Pour autant, le timing choisi par Canal+ peut surprendre. La saison de F1 a commencé début 2022, pourquoi la chaîne cryptée a-t-elle attendu fin juin 2022 pour agir ?
Les sites illégaux étant tous généralistes, Canal+ et les ayant-droits passent d’une compétition à l’autre pour viser tout l’écosystème pirate en permanence
Deux raisons principales expliquent ce choix. La première est que la totalité des sites de streaming sportif illégaux sont généralistes, et diffusent de multiples compétitions. Différents diffuseurs (dont Canal+) ayant obtenu, plus tôt dans l’année, le blocage des sites diffusant la Ligue des Champions de football, le TOP14 de rugby ou la Ligue 1 et la Ligue 2 de football, la totalité des sites illégaux diffusant la F1 étaient déjà sous le coup d’une interdiction.
Canal+ a donc attendu la fin des compétitions précédentes pour demander une ordonnance concernant la F1. Cette ordonnance, en visant la F1, va elle aussi toucher aussi la quasi-totalité des sites diffusant du football, notamment les compétitions dont Canal+ a les droits. La chaîne cryptée peut ensuite lancer une nouvelle action en référé une fois les saisons de football et de rugby commencées.

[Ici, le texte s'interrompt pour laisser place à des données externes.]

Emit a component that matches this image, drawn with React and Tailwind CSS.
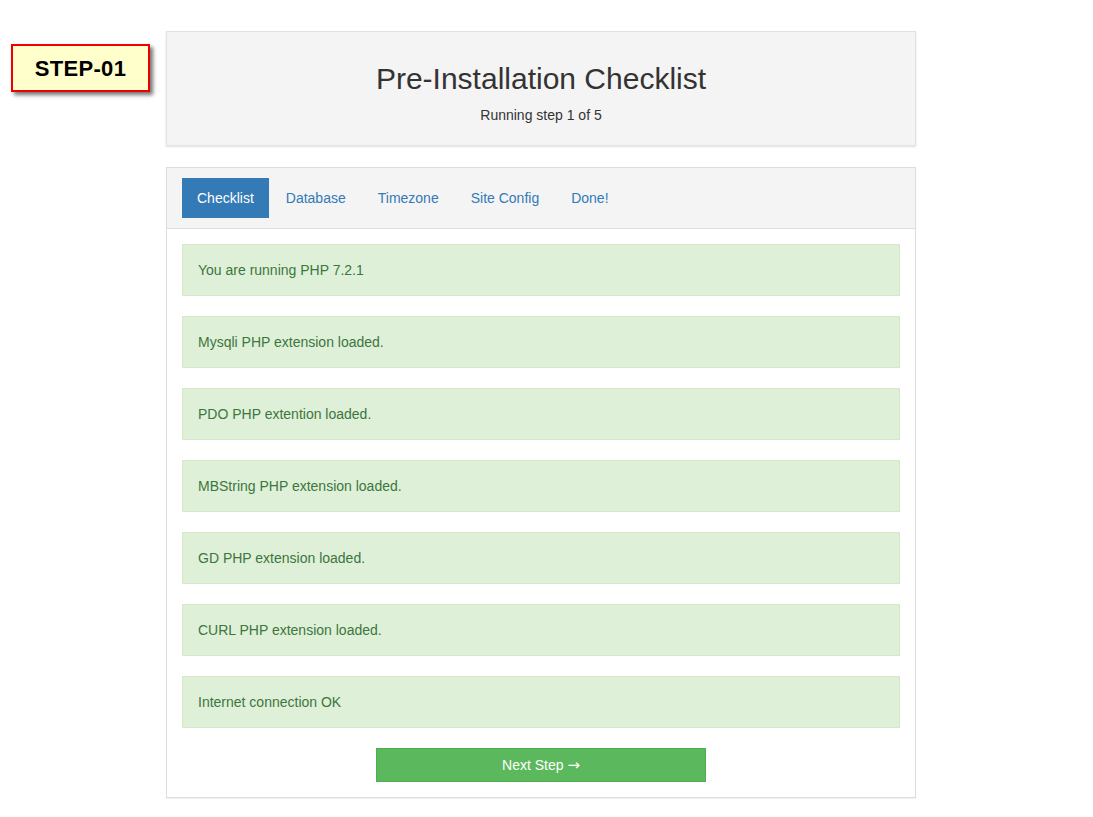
const checks = [
  'You are running PHP 7.2.1',
  'Mysqli PHP extension loaded.',
  'PDO PHP extention loaded.',
  'MBString PHP extension loaded.',
  'GD PHP extension loaded.',
  'CURL PHP extension loaded.',
  'Internet connection OK',
]

const tabs = ['Checklist', 'Database', 'Timezone', 'Site Config', 'Done!']

export default function App() {
  return (
    <main className="bg-white min-h-screen font-['Liberation_Sans',Arial,sans-serif] text-[14px] text-[#333]">
      <div className="flex items-start pt-[31px]">
        <div className="ml-[11px] mt-[13px] w-[139px] h-[48px] flex items-center justify-center bg-[#ffffcc] border-2 border-[#ee0000] shadow-[3px_3px_4px_rgba(0,0,0,0.55)]">
          <span className="text-[22px] font-bold text-black tracking-[0.3px]">STEP-01</span>
        </div>

        <div className="ml-[16px] w-[750px]">
          <div className="bg-[#f4f4f4] border border-[#e2e2e2] shadow-[0_1px_2px_rgba(0,0,0,0.12)] pt-[29px] pb-[20px] text-center">
            <h1 className="text-[30px] leading-[36px] text-[#333]">Pre-Installation Checklist</h1>
            <p className="mt-[8px] leading-[20px]">Running step 1 of 5</p>
          </div>

          <div className="mt-[21px] border border-[#dddddd] shadow-[0_1px_1px_rgba(0,0,0,0.05)] bg-white">
            <div className="bg-[#f4f4f4] border-b border-[#dddddd] px-[15px] py-[10px] flex gap-[2px]">
              {tabs.map((t, i) => (
                <a
                  key={t}
                  className={
                    i === 0
                      ? 'px-[15px] py-[10px] leading-[20px] bg-[#337ab7] text-white'
                      : 'px-[15px] py-[10px] leading-[20px] text-[#337ab7]'
                  }
                >
                  {t}
                </a>
              ))}
            </div>

            <div className="px-[15px] pt-[15px] pb-[15px] flex flex-col gap-[20px]">
              {checks.map((c) => (
                <div key={c} className="bg-[#dff0d8] border border-[#d6e9c6] text-[#3c763d] px-[15px] py-[15px] leading-[20px]">
                  {c}
                </div>
              ))}
              <div className="flex justify-center">
                <button className="w-[330px] bg-[#5cb85c] border border-[#4cae4c] text-white py-[6px] leading-[20px]">
                  Next Step <span className="font-['DejaVu_Sans',sans-serif] text-[15px]">&rarr;</span>
                </button>
              </div>
            </div>
          </div>
        </div>
      </div>
    </main>
  )
}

Occuper le terrain médiatique
La seconde raison est, probablement, de mettre à jour la liste de sites pirates et d’occuper le terrain médiatiquement. Certes, Canal+ aurait pu demander une ordonnance sur la F1 dès février 2022 (date des ordonnances sur le TOP14 ou la Ligue des Champions).
Mais en attendant quelques mois, la chaîne cryptée peut ajouter d’autres sites pirates émergents à sa nouvelle ordonnance… et faire parler du dispositif tout au long de l’année ! Un coup double parfaitement effectué.